The task> Transcribe the listing that follows in full, omitting pictures.

■ ■ ■ ■ ■ ■ ■

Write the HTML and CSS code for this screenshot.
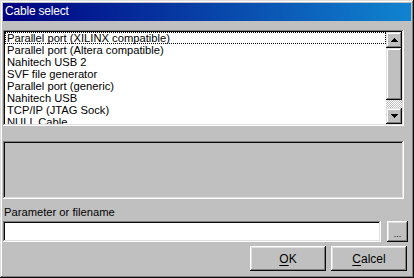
FILE: index.html
```html
<!DOCTYPE html>
<html lang="en">
<head>
  <meta charset="UTF-8">
  <title>Cable select</title>
  <link rel="stylesheet" href="styles.css">
</head>
<body>
  <div class="window">
    <div class="titlebar">Cable select</div>

    <div class="listbox">
      <ul class="items">
        <li class="focused">Parallel port (XILINX compatible)</li>
        <li>Parallel port (Altera compatible)</li>
        <li>Nahitech USB 2</li>
        <li>SVF file generator</li>
        <li>Parallel port (generic)</li>
        <li>Nahitech USB</li>
        <li>TCP/IP (JTAG Sock)</li>
        <li>NULL Cable</li>
      </ul>
      <div class="scrollbar">
        <div class="sb-btn">
          <svg width="7" height="4" viewBox="0 0 7 4"><path d="M3 0h1v1h1v1h1v1h1v1H0V3h1V2h1V1h1z" fill="#000"/></svg>
        </div>
        <div class="sb-thumb"></div>
        <div class="sb-track"></div>
        <div class="sb-btn">
          <svg width="7" height="4" viewBox="0 0 7 4"><path d="M0 0h7v1H6v1H5v1H4v1H3V3H2V2H1V1H0z" fill="#000"/></svg>
        </div>
      </div>
    </div>

    <div class="info-panel"></div>

    <div class="param-label">Parameter or filename</div>
    <div class="param-row">
      <input class="param-input" type="text">
      <button class="btn browse">...</button>
    </div>

    <div class="actions">
      <button class="btn action"><u>O</u>K</button>
      <button class="btn action"><u>C</u>alcel</button>
    </div>
  </div>
</body>
</html>
```

FILE: styles.css
```css
body { margin: 0; background: #c0c0c0; font-family: "Liberation Sans", Arial, sans-serif; font-size: 11.5px; color: #000; }

.window { width: 414px; height: 278px; box-sizing: border-box; padding: 3px; background: #c0c0c0; display: flex; flex-direction: column;
  box-shadow: inset -1px -1px #0a0a0a, inset 1px 1px #dfdfdf, inset -2px -2px #808080, inset 2px 2px #fff; }

.titlebar { height: 18px; line-height: 17px; padding-left: 2px; color: #fff; font-size: 12px; letter-spacing: -0.2px;
  background: linear-gradient(90deg, #000080, #1084d0); }

.listbox { margin-top: 9px; width: 401px; height: 96px; box-sizing: border-box; padding: 2px; background: #fff; display: flex;
  box-shadow: inset -1px -1px #fff, inset 1px 1px #808080, inset -2px -2px #dfdfdf, inset 2px 2px #0a0a0a; }
.items { flex: 1; margin: 0; padding: 0; list-style: none; overflow: hidden; font-size: 11.2px; }
.items li { height: 12px; line-height: 12px; padding-left: 2px; white-space: nowrap; }
.items li.focused { outline: 1px dotted #000; outline-offset: -1px; }

.scrollbar { width: 16px; display: flex; flex-direction: column; }
.sb-btn { height: 16px; box-sizing: border-box; background: #c0c0c0; display: flex; align-items: center; justify-content: center;
  box-shadow: inset -1px -1px #0a0a0a, inset 1px 1px #dfdfdf, inset -2px -2px #808080, inset 2px 2px #fff; }
.sb-thumb { height: 52px; background: #c0c0c0;
  box-shadow: inset -1px -1px #0a0a0a, inset 1px 1px #dfdfdf, inset -2px -2px #808080, inset 2px 2px #fff; }
.sb-track { flex: 1; background: repeating-conic-gradient(#c0c0c0 0 25%, #fff 0 50%) 0 0 / 2px 2px; }

.info-panel { margin-top: 15px; width: 401px; height: 58px; box-sizing: border-box;
  box-shadow: inset -1px -1px #fff, inset 1px 1px #808080, inset -2px -2px #dfdfdf, inset 2px 2px #0a0a0a; }

.param-label { margin-top: 5px; padding-left: 1px; height: 17px; line-height: 17px; font-size: 11.2px; }

.param-row { display: flex; gap: 6px; }
.param-input { width: 378px; height: 21px; box-sizing: border-box; margin: 0; border: none; background: #fff; font: inherit;
  box-shadow: inset -1px -1px #fff, inset 1px 1px #808080, inset -2px -2px #dfdfdf, inset 2px 2px #0a0a0a; }

.btn { margin: 0; padding: 0; border: none; background: #c0c0c0; color: #000; font: inherit; cursor: pointer;
  box-shadow: inset -1px -1px #0a0a0a, inset 1px 1px #fff, inset -2px -2px #808080, inset 2px 2px #dfdfdf; }
.browse { width: 21px; height: 21px; font-size: 9px; padding-top: 4px; }

.actions { margin-top: 4px; display: flex; justify-content: flex-end; gap: 5px; padding-right: 4px; }
.action { width: 76px; height: 25px; font-size: 12px; }
.action u { text-underline-offset: 2px; }
```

■ ■ ■ ■ ■ ■ ■

In response>
Write the HTML and CSS code for this screenshot.
FILE: index.html
```html
<!DOCTYPE html>
<html lang="en">
<head>
  <meta charset="UTF-8">
  <title>Cable select</title>
  <link rel="stylesheet" href="styles.css">
</head>
<body>
  <div class="window">
    <div class="titlebar">Cable select</div>

    <div class="listbox">
      <ul class="items">
        <li class="focused">Parallel port (XILINX compatible)</li>
        <li>Parallel port (Altera compatible)</li>
        <li>Nahitech USB 2</li>
        <li>SVF file generator</li>
        <li>Parallel port (generic)</li>
        <li>Nahitech USB</li>
        <li>TCP/IP (JTAG Sock)</li>
        <li>NULL Cable</li>
      </ul>
      <div class="scrollbar">
        <div class="sb-btn">
          <svg width="7" height="4" viewBox="0 0 7 4"><path d="M3 0h1v1h1v1h1v1h1v1H0V3h1V2h1V1h1z" fill="#000"/></svg>
        </div>
        <div class="sb-thumb"></div>
        <div class="sb-track"></div>
        <div class="sb-btn">
          <svg width="7" height="4" viewBox="0 0 7 4"><path d="M0 0h7v1H6v1H5v1H4v1H3V3H2V2H1V1H0z" fill="#000"/></svg>
        </div>
      </div>
    </div>

    <div class="info-panel"></div>

    <div class="param-label">Parameter or filename</div>
    <div class="param-row">
      <input class="param-input" type="text">
      <button class="btn browse">...</button>
    </div>

    <div class="actions">
      <button class="btn action"><u>O</u>K</button>
      <button class="btn action"><u>C</u>alcel</button>
    </div>
  </div>
</body>
</html>
```

FILE: styles.css
```css
body { margin: 0; background: #c0c0c0; font-family: "Liberation Sans", Arial, sans-serif; font-size: 11.5px; color: #000; }

.window { width: 414px; height: 278px; box-sizing: border-box; padding: 3px; background: #c0c0c0; display: flex; flex-direction: column;
  box-shadow: inset -1px -1px #0a0a0a, inset 1px 1px #dfdfdf, inset -2px -2px #808080, inset 2px 2px #fff; }

.titlebar { height: 18px; line-height: 17px; padding-left: 2px; color: #fff; font-size: 12px; letter-spacing: -0.2px;
  background: linear-gradient(90deg, #000080, #1084d0); }

.listbox { margin-top: 9px; width: 401px; height: 96px; box-sizing: border-box; padding: 2px; background: #fff; display: flex;
  box-shadow: inset -1px -1px #fff, inset 1px 1px #808080, inset -2px -2px #dfdfdf, inset 2px 2px #0a0a0a; }
.items { flex: 1; margin: 0; padding: 0; list-style: none; overflow: hidden; font-size: 11.2px; }
.items li { height: 12px; line-height: 12px; padding-left: 2px; white-space: nowrap; }
.items li.focused { outline: 1px dotted #000; outline-offset: -1px; }

.scrollbar { width: 16px; display: flex; flex-direction: column; }
.sb-btn { height: 16px; box-sizing: border-box; background: #c0c0c0; display: flex; align-items: center; justify-content: center;
  box-shadow: inset -1px -1px #0a0a0a, inset 1px 1px #dfdfdf, inset -2px -2px #808080, inset 2px 2px #fff; }
.sb-thumb { height: 52px; background: #c0c0c0;
  box-shadow: inset -1px -1px #0a0a0a, inset 1px 1px #dfdfdf, inset -2px -2px #808080, inset 2px 2px #fff; }
.sb-track { flex: 1; background: repeating-conic-gradient(#c0c0c0 0 25%, #fff 0 50%) 0 0 / 2px 2px; }

.info-panel { margin-top: 15px; width: 401px; height: 58px; box-sizing: border-box;
  box-shadow: inset -1px -1px #fff, inset 1px 1px #808080, inset -2px -2px #dfdfdf, inset 2px 2px #0a0a0a; }

.param-label { margin-top: 5px; padding-left: 1px; height: 17px; line-height: 17px; font-size: 11.2px; }

.param-row { display: flex; gap: 6px; }
.param-input { width: 378px; height: 21px; box-sizing: border-box; margin: 0; border: none; background: #fff; font: inherit;
  box-shadow: inset -1px -1px #fff, inset 1px 1px #808080, inset -2px -2px #dfdfdf, inset 2px 2px #0a0a0a; }

.btn { margin: 0; padding: 0; border: none; background: #c0c0c0; color: #000; font: inherit; cursor: pointer;
  box-shadow: inset -1px -1px #0a0a0a, inset 1px 1px #fff, inset -2px -2px #808080, inset 2px 2px #dfdfdf; }
.browse { width: 21px; height: 21px; font-size: 9px; padding-top: 4px; }

.actions { margin-top: 4px; display: flex; justify-content: flex-end; gap: 5px; padding-right: 4px; }
.action { width: 76px; height: 25px; font-size: 12px; }
.action u { text-underline-offset: 2px; }
```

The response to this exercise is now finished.